Un bijou aérien ou une folie budgétaire ?
Commandé pour remplacer deux avions vieillissants, un Falcon 900EX et un Cessna Citation Excel, le Bombardier Global 7500 n’est pas un avion comme les autres. Il offre une autonomie de 13 000 kilomètres, transporte jusqu’à 19 passagers, et est équipé d’un système de protection antimissile, une première dans l’histoire aéronautique suisse.
Mais l’investissement total ne s’arrête pas à l’achat de l’avion. Formation des équipages, acquisition de pièces détachées, soutien technique, infrastructures au sol : le programme représente plus de 103 millions de francs suisses, selon les estimations de Swissinfo. De quoi interroger sur l’opportunité et la planification d’un tel projet.
Des critiques venues du ciel... et du sol
Cet enchaînement de contretemps, d’anomalies techniques, de problèmes d’infrastructure, et de logistique improvisée a suscité un tollé dans les médias suisses. L’utilisation d’un second appareil, le Falcon 900, pour rapatrier le conseiller fédéral Ignazio Cassis depuis Ankara, a jeté de l’huile sur le feu.

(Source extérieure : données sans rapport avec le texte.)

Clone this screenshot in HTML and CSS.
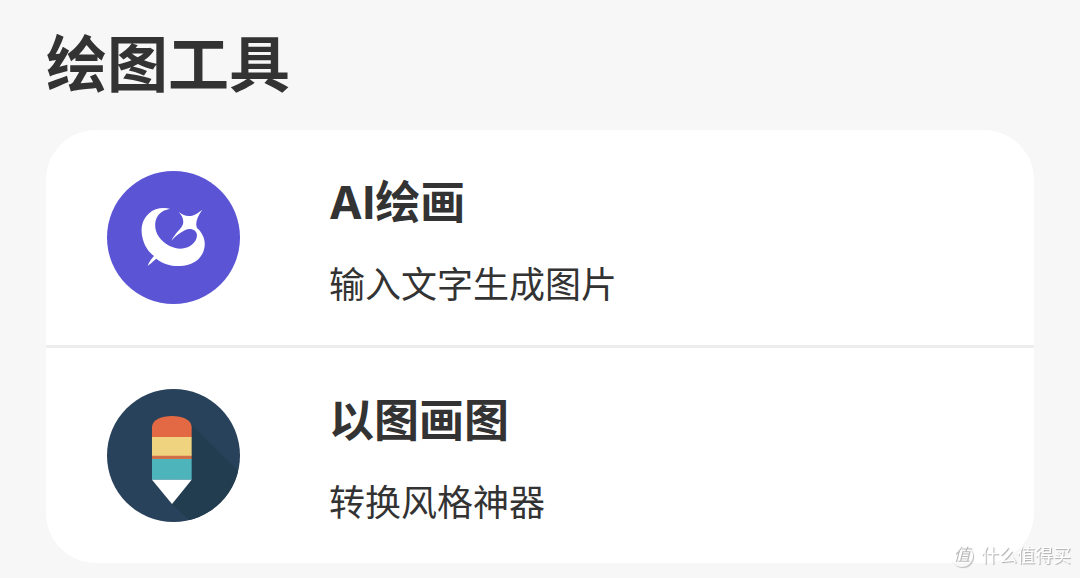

Certains parlementaires n'ont pas manqué de pointer l’inadéquation entre les besoins réels de la Confédération et la démesure de l’appareil acquis.
« Il n’a pas encore vraiment volé pour le gouvernement et il est déjà trop cher, trop gros, et trop compliqué à stationner. Qui a validé ça ? » peut-on lire dans les commentaires d’usagers sur les plateformes suisses. Si aucun responsable politique n’a encore assumé publiquement une erreur de planification, le silence des autorités en dit long.
Une affaire qui atterrit en pleine polémique budgétaire
Cette affaire de jet privé met en lumière les tensions entre ambitions logistiques de l’État suisse et réalité de son territoire aérien. Plus encore, elle interroge sur la cohérence budgétaire d’un pays souvent loué pour sa rigueur financière.
Le gouvernement suisse a-t-il vu trop grand ? À l’heure où les dépenses publiques font l’objet d’une surveillance accrue, l’achat d’un appareil plus coûteux que les avions présidentiels de nombreux pays européens, pour finir par le stationner sur une base militaire, fait désordre.